Exercise requirements
Write out each line word for word. Drop pictures.
-=-=-
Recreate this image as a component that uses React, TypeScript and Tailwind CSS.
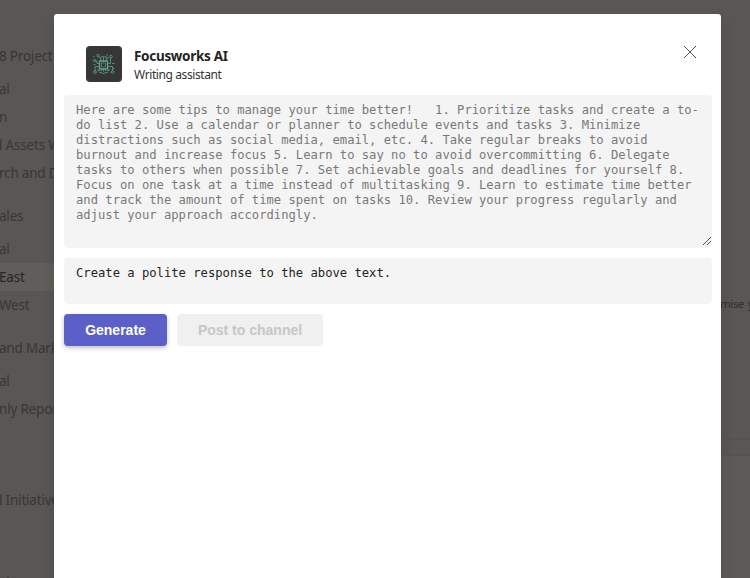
import React from "react";

type Row = { text: string; gap: string; active?: boolean };

const rows: Row[] = [
  { text: "8 Project", gap: "mt-[42px]" },
  { text: "al", gap: "mt-[5px]" },
  { text: "n", gap: "mt-0" },
  { text: "l Assets W", gap: "mt-0" },
  { text: "rch and D", gap: "mt-0" },
  { text: "ales", gap: "mt-[15px]" },
  { text: "al", gap: "mt-[5px]" },
  { text: "East", gap: "mt-0", active: true },
  { text: "West", gap: "mt-0" },
  { text: "and Marketing", gap: "mt-[15px]" },
  { text: "al", gap: "mt-[5px]" },
  { text: "nly Reports", gap: "mt-0" },
  { text: "l Initiatives", gap: "mt-[63px]" },
  { text: "al", gap: "mt-[55px]" },
];

function Sidebar() {
  return (
    <nav className="h-full w-[178px] shrink-0 overflow-hidden bg-[#595754] shadow-[1px_0_3px_rgba(0,0,0,0.12)]">
      {rows.map((r, i) => (
        <div
          key={i}
          className={`-indent-px flex h-7 items-center whitespace-nowrap text-[13.5px] tracking-[-0.2px] ${r.gap} ${
            r.active ? "bg-[#605e5b] text-[#252423]" : "text-[#373635]"
          }`}
        >
          {r.text}
        </div>
      ))}
    </nav>
  );
}

function AppLogo() {
  return (
    <svg
      className="h-9 w-9 shrink-0 rounded bg-[#363636]"
      viewBox="0 0 36 36"
      fill="none"
      stroke="#5fa58c"
      strokeWidth="0.8"
    >
      <rect x="13.500" y="15" width="8" height="8" rx="0.5" strokeWidth="1.3" />
      <rect x="15.500" y="17" width="4" height="4" strokeWidth="0.6" />
      <path d="M14.500 15V12.500L12.500 10.500M17.500 15V11M20.500 15V12.500L23 11.500M15.500 23V25M17.500 23V25.500M19.500 23V25" />
      <path d="M13.500 17.500H11V15H9M13.500 20.500H9V25M21.500 17.500H24.500V12M21.500 20.500H26.500V25M12 22.500V24.500H14M23 22.500V24.500H21" />
      <path d="M13.500 11.500Q17.500 9.500 21.500 11.500M13 26Q17.500 29 22 26" />
      <circle cx="8.500" cy="14.500" r="1.200" />
      <circle cx="12" cy="9.500" r="1.200" />
      <circle cx="25" cy="10.500" r="1.300" />
      <circle cx="9" cy="26" r="1.400" />
      <circle cx="26.500" cy="26" r="1.400" />
      <path d="M7 10.500h1.500M20.500 9h1.500M7.500 18.500h2M26 17.500h2.500M27 22.500h1.500" />
    </svg>
  );
}

function ResizeGrip() {
  return (
    <svg
      className="pointer-events-none absolute bottom-[3px] right-[1px] h-2 w-2"
      viewBox="0 0 8 8"
      stroke="#424242"
      strokeWidth="0.9"
    >
      <path d="M0 8L8 0M4 8L8 4" />
    </svg>
  );
}

export default function App() {
  return (
    <div className="relative h-[578px] w-[750px] overflow-hidden bg-[#595754] font-['Noto_Sans','Open_Sans',sans-serif]">
      <div className="flex h-full">
        <Sidebar />
        <main className="flex min-w-0 flex-1 flex-col bg-[#595754]">
          <div className="flex h-[439px] items-start justify-end pt-[295px]">
            <span className="w-[30px] whitespace-nowrap text-[11.5px] leading-[18px] tracking-[-0.5px] text-[#2f2e2d] [word-spacing:1.5px]">
              mise y
            </span>
          </div>
          <div className="h-[17px] border-y border-[#555350]" />
          <div className="flex-1 bg-[#5c5a57]" />
        </main>
      </div>

      <section className="absolute left-[54px] top-[14px] flex h-[600px] w-[667px] flex-col rounded-[3px] bg-white px-[10px] shadow-[0_6px_14px_rgba(0,0,0,0.1)]">
        <header className="flex h-[81px] shrink-0 items-start pl-[22px] pt-8">
          <AppLogo />
          <div className="ml-3 whitespace-nowrap text-[#242424]">
            <h1 className="text-[13.5px] font-bold leading-5 tracking-[-0.3px]">Focusworks AI</h1>
            <p className="text-[12px] leading-[17px] tracking-[-0.4px] text-[#333333]">Writing assistant</p>
          </div>
          <button className="ml-auto mr-[15px]" aria-label="Close">
            <svg className="h-3 w-3" viewBox="0 0 12 12" stroke="#555555" strokeWidth="1">
              <path d="M0 0L12 12M12 0L0 12" />
            </svg>
          </button>
        </header>

        <div className="relative h-[153px] w-[648px] shrink-0">
          <textarea
            readOnly
            className="block h-full w-full resize-none rounded bg-[#f4f4f4] px-3 py-2 font-['DejaVu_Sans_Mono',monospace] text-[12.18px] leading-[15px] text-[#797979] outline-none"
            value="Here are some tips to manage your time better!   1. Prioritize tasks and create a to-do list 2. Use a calendar or planner to schedule events and tasks 3. Minimize distractions such as social media, email, etc. 4. Take regular breaks to avoid burnout and increase focus 5. Learn to say no to avoid overcommitting 6. Delegate tasks to others when possible 7. Set achievable goals and deadlines for yourself 8. Focus on one task at a time instead of multitasking 9. Learn to estimate time better and track the amount of time spent on tasks 10. Review your progress regularly and adjust your approach accordingly."
          />
          <ResizeGrip />
        </div>
        <textarea
          readOnly
          className="mt-[10px] block h-[46px] w-[648px] shrink-0 resize-none rounded bg-[#f4f4f4] px-3 py-2 font-['DejaVu_Sans_Mono',monospace] text-[12.18px] leading-[15px] text-[#242424] outline-none"
          value="Create a polite response to the above text."
        />
        <div className="mt-[10px] flex gap-[10px] font-['Liberation_Sans',Arial,sans-serif] text-[14px] font-bold">
          <button className="h-8 w-[103px] rounded bg-[#5b5fc7] text-white shadow-[0_2px_4px_rgba(0,0,0,0.25)]">
            Generate
          </button>
          <button className="h-8 w-[146px] rounded bg-[#f0f0f0] text-[#c7c7c7]">Post to channel</button>
        </div>
      </section>
    </div>
  );
}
-=-=-
Finished task
Recreate this image as a component that uses React, TypeScript and Tailwind CSS.
import React from "react";

type Row = { text: string; gap: string; active?: boolean };

const rows: Row[] = [
  { text: "8 Project", gap: "mt-[42px]" },
  { text: "al", gap: "mt-[5px]" },
  { text: "n", gap: "mt-0" },
  { text: "l Assets W", gap: "mt-0" },
  { text: "rch and D", gap: "mt-0" },
  { text: "ales", gap: "mt-[15px]" },
  { text: "al", gap: "mt-[5px]" },
  { text: "East", gap: "mt-0", active: true },
  { text: "West", gap: "mt-0" },
  { text: "and Marketing", gap: "mt-[15px]" },
  { text: "al", gap: "mt-[5px]" },
  { text: "nly Reports", gap: "mt-0" },
  { text: "l Initiatives", gap: "mt-[63px]" },
  { text: "al", gap: "mt-[55px]" },
];

function Sidebar() {
  return (
    <nav className="h-full w-[178px] shrink-0 overflow-hidden bg-[#595754] shadow-[1px_0_3px_rgba(0,0,0,0.12)]">
      {rows.map((r, i) => (
        <div
          key={i}
          className={`-indent-px flex h-7 items-center whitespace-nowrap text-[13.5px] tracking-[-0.2px] ${r.gap} ${
            r.active ? "bg-[#605e5b] text-[#252423]" : "text-[#373635]"
          }`}
        >
          {r.text}
        </div>
      ))}
    </nav>
  );
}

function AppLogo() {
  return (
    <svg
      className="h-9 w-9 shrink-0 rounded bg-[#363636]"
      viewBox="0 0 36 36"
      fill="none"
      stroke="#5fa58c"
      strokeWidth="0.8"
    >
      <rect x="13.500" y="15" width="8" height="8" rx="0.5" strokeWidth="1.3" />
      <rect x="15.500" y="17" width="4" height="4" strokeWidth="0.6" />
      <path d="M14.500 15V12.500L12.500 10.500M17.500 15V11M20.500 15V12.500L23 11.500M15.500 23V25M17.500 23V25.500M19.500 23V25" />
      <path d="M13.500 17.500H11V15H9M13.500 20.500H9V25M21.500 17.500H24.500V12M21.500 20.500H26.500V25M12 22.500V24.500H14M23 22.500V24.500H21" />
      <path d="M13.500 11.500Q17.500 9.500 21.500 11.500M13 26Q17.500 29 22 26" />
      <circle cx="8.500" cy="14.500" r="1.200" />
      <circle cx="12" cy="9.500" r="1.200" />
      <circle cx="25" cy="10.500" r="1.300" />
      <circle cx="9" cy="26" r="1.400" />
      <circle cx="26.500" cy="26" r="1.400" />
      <path d="M7 10.500h1.500M20.500 9h1.500M7.500 18.500h2M26 17.500h2.500M27 22.500h1.500" />
    </svg>
  );
}

function ResizeGrip() {
  return (
    <svg
      className="pointer-events-none absolute bottom-[3px] right-[1px] h-2 w-2"
      viewBox="0 0 8 8"
      stroke="#424242"
      strokeWidth="0.9"
    >
      <path d="M0 8L8 0M4 8L8 4" />
    </svg>
  );
}

export default function App() {
  return (
    <div className="relative h-[578px] w-[750px] overflow-hidden bg-[#595754] font-['Noto_Sans','Open_Sans',sans-serif]">
      <div className="flex h-full">
        <Sidebar />
        <main className="flex min-w-0 flex-1 flex-col bg-[#595754]">
          <div className="flex h-[439px] items-start justify-end pt-[295px]">
            <span className="w-[30px] whitespace-nowrap text-[11.5px] leading-[18px] tracking-[-0.5px] text-[#2f2e2d] [word-spacing:1.5px]">
              mise y
            </span>
          </div>
          <div className="h-[17px] border-y border-[#555350]" />
          <div className="flex-1 bg-[#5c5a57]" />
        </main>
      </div>

      <section className="absolute left-[54px] top-[14px] flex h-[600px] w-[667px] flex-col rounded-[3px] bg-white px-[10px] shadow-[0_6px_14px_rgba(0,0,0,0.1)]">
        <header className="flex h-[81px] shrink-0 items-start pl-[22px] pt-8">
          <AppLogo />
          <div className="ml-3 whitespace-nowrap text-[#242424]">
            <h1 className="text-[13.5px] font-bold leading-5 tracking-[-0.3px]">Focusworks AI</h1>
            <p className="text-[12px] leading-[17px] tracking-[-0.4px] text-[#333333]">Writing assistant</p>
          </div>
          <button className="ml-auto mr-[15px]" aria-label="Close">
            <svg className="h-3 w-3" viewBox="0 0 12 12" stroke="#555555" strokeWidth="1">
              <path d="M0 0L12 12M12 0L0 12" />
            </svg>
          </button>
        </header>

        <div className="relative h-[153px] w-[648px] shrink-0">
          <textarea
            readOnly
            className="block h-full w-full resize-none rounded bg-[#f4f4f4] px-3 py-2 font-['DejaVu_Sans_Mono',monospace] text-[12.18px] leading-[15px] text-[#797979] outline-none"
            value="Here are some tips to manage your time better!   1. Prioritize tasks and create a to-do list 2. Use a calendar or planner to schedule events and tasks 3. Minimize distractions such as social media, email, etc. 4. Take regular breaks to avoid burnout and increase focus 5. Learn to say no to avoid overcommitting 6. Delegate tasks to others when possible 7. Set achievable goals and deadlines for yourself 8. Focus on one task at a time instead of multitasking 9. Learn to estimate time better and track the amount of time spent on tasks 10. Review your progress regularly and adjust your approach accordingly."
          />
          <ResizeGrip />
        </div>
        <textarea
          readOnly
          className="mt-[10px] block h-[46px] w-[648px] shrink-0 resize-none rounded bg-[#f4f4f4] px-3 py-2 font-['DejaVu_Sans_Mono',monospace] text-[12.18px] leading-[15px] text-[#242424] outline-none"
          value="Create a polite response to the above text."
        />
        <div className="mt-[10px] flex gap-[10px] font-['Liberation_Sans',Arial,sans-serif] text-[14px] font-bold">
          <button className="h-8 w-[103px] rounded bg-[#5b5fc7] text-white shadow-[0_2px_4px_rgba(0,0,0,0.25)]">
            Generate
          </button>
          <button className="h-8 w-[146px] rounded bg-[#f0f0f0] text-[#c7c7c7]">Post to channel</button>
        </div>
      </section>
    </div>
  );
}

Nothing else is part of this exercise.